Intelligent Physics · Week 03 of 14
Ridge and LASSO don't just prevent overfitting — they encode a belief about how many physical mechanisms actually matter.
Objectives
By the end of this week, you will be able to:
- Explain why ordinary least squares regression can fail when given many or correlated features, and how this connects to the variance problem from Week 2
- Define Ridge and LASSO regression precisely, and explain what each penalty term does to a model's coefficients
- Explain why LASSO can perform automatic feature selection while Ridge cannot, and predict which one is more appropriate for a given situation
- Construct physically motivated descriptors for a materials problem, rather than feeding raw composition directly into a model
- Fit Ridge and LASSO models in scikit-learn, compare which features each retains, and judge whether the surviving features make physical sense
Prerequisites
This week builds directly on Week 2. You should be comfortable with bias, variance, train/test splitting, and cross-validation — every regression model this week will be judged using exactly these tools.

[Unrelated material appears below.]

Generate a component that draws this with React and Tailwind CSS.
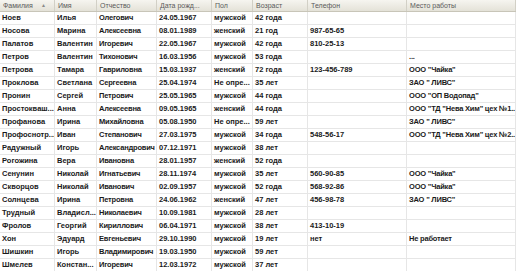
const columns = [
  "Фамилия",
  "Имя",
  "Отчество",
  "Дата рожд...",
  "Пол",
  "Возраст",
  "Телефон",
  "Место работы",
];

const rows = [
  ["Ноев", "Илья", "Олегович", "24.05.1967", "мужской", "42 года", "", ""],
  ["Носова", "Марина", "Алексеевна", "08.01.1989", "женский", "21 год", "987-65-65", ""],
  ["Палатов", "Валентин", "Игоревич", "22.05.1967", "мужской", "42 года", "810-25-13", ""],
  ["Петров", "Валентин", "Тихонович", "16.03.1956", "мужской", "53 года", "", "..."],
  ["Петрова", "Тамара", "Гавриловна", "15.03.1937", "женский", "72 года", "123-456-789", "ООО \"Чайка\""],
  ["Проклова", "Светлана", "Сергеевна", "25.04.1974", "Не опре...", "35 лет", "", "ЗАО \" ЛИВС\""],
  ["Пронин", "Сергей", "Петрович", "25.05.1965", "мужской", "44 года", "", "ООО \"ОП Водопад\""],
  ["Простоквaш...", "Анна", "Алексеевна", "09.05.1965", "женский", "44 года", "", "ООО \"ТД \"Нева Хим\" цех №1..."],
  ["Профанова", "Ирина", "Михайловна", "05.08.1950", "Не опре...", "59 лет", "", "ЗАО \" ЛИВС\""],
  ["Профоснотр...", "Иван", "Степанович", "27.03.1975", "мужской", "34 года", "548-56-17", "ООО \"ТД \"Нева Хим\" цех №2..."],
  ["Радужный", "Игорь", "Александрович", "07.12.1971", "мужской", "38 лет", "", ""],
  ["Рогожина", "Вера", "Ивановна", "28.01.1957", "женский", "52 года", "", ""],
  ["Сенунин", "Николай", "Игнатьевич", "28.11.1974", "мужской", "35 лет", "560-90-85", "ООО \"Чайка\""],
  ["Скворцов", "Николай", "Иванович", "02.09.1957", "мужской", "52 года", "568-92-86", "ООО \"Чайка\""],
  ["Солнцева", "Ирина", "Петровна", "24.06.1962", "женский", "47 лет", "456-98-78", "ЗАО \" ЛИВС\""],
  ["Трудный", "Владисл...", "Николаевич", "10.09.1981", "мужской", "28 лет", "", ""],
  ["Фролов", "Георгий", "Кириллович", "06.04.1971", "мужской", "38 лет", "413-10-19", ""],
  ["Хон", "Эдуард", "Евгеньевич", "29.10.1990", "мужской", "19 лет", "нет", "Не работает"],
  ["Шишкин", "Игорь", "Владимирович", "19.03.1950", "мужской", "59 лет", "", ""],
  ["Шмелев", "Констан...", "Игоревич", "12.03.1972", "мужской", "37 лет", "", ""],
];

const grid = "grid grid-cols-[55px_42px_60px_55px_41px_55px_99px_109px]";

export default function App() {
  return (
    <div
      className="w-[516px] h-[271px] overflow-hidden bg-white"
      style={{ fontFamily: '"Liberation Sans", Arial, sans-serif' }}
    >
      {/* header */}
      <div className={`${grid} h-[12px] bg-gradient-to-b from-[#f6f5f0] to-[#e4e2d8] border-b border-[#c8c5b8]`}>
        {columns.map((c, i) => (
          <div
            key={c}
            className="relative flex items-center px-[3px] text-[7px] leading-none text-[#5a5a5a] whitespace-nowrap overflow-hidden border-r border-[#d2d0c6]"
          >
            {c}
            {i === 0 && (
              <span className="absolute left-[41px] top-[3px] text-[5px] text-[#8a8a8a]">▲</span>
            )}
          </div>
        ))}
      </div>

      {/* rows */}
      {rows.map((r, ri) => (
        <div key={ri} className={`${grid} h-[13px] border-b border-[#e6e6e6]`}>
          {r.map((v, ci) => (
            <div
              key={ci}
              className={`flex items-center px-[2px] text-[7.5px] font-bold leading-none text-[#1a1a1a] whitespace-nowrap overflow-hidden border-r border-[#e6e6e6] ${
                ci === 7 || ci === 2 ? "tracking-[-0.2px]" : ""
              }`}
            >
              {v}
            </div>
          ))}
        </div>
      ))}
    </div>
  );
}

If anything from Week 2 feels shaky, revisit the Week 2 Lesson before continuing.
This week's pages
Linear models are not just a stepping stone toward more advanced methods — they remain the right tool whenever the dataset is small, the relationship is plausibly close to linear, or interpretability matters more than squeezing out the last percent of accuracy. Materials datasets are very often exactly this size and this interpretable, which is why Ridge and LASSO will reappear as a baseline against which every more complex method in this course should be compared.
Looking ahead
Week 4 introduces classification and ensemble methods (decision trees, Random Forest, XGBoost), extending the supervised-learning toolkit to problems where the label is a category rather than a continuous number.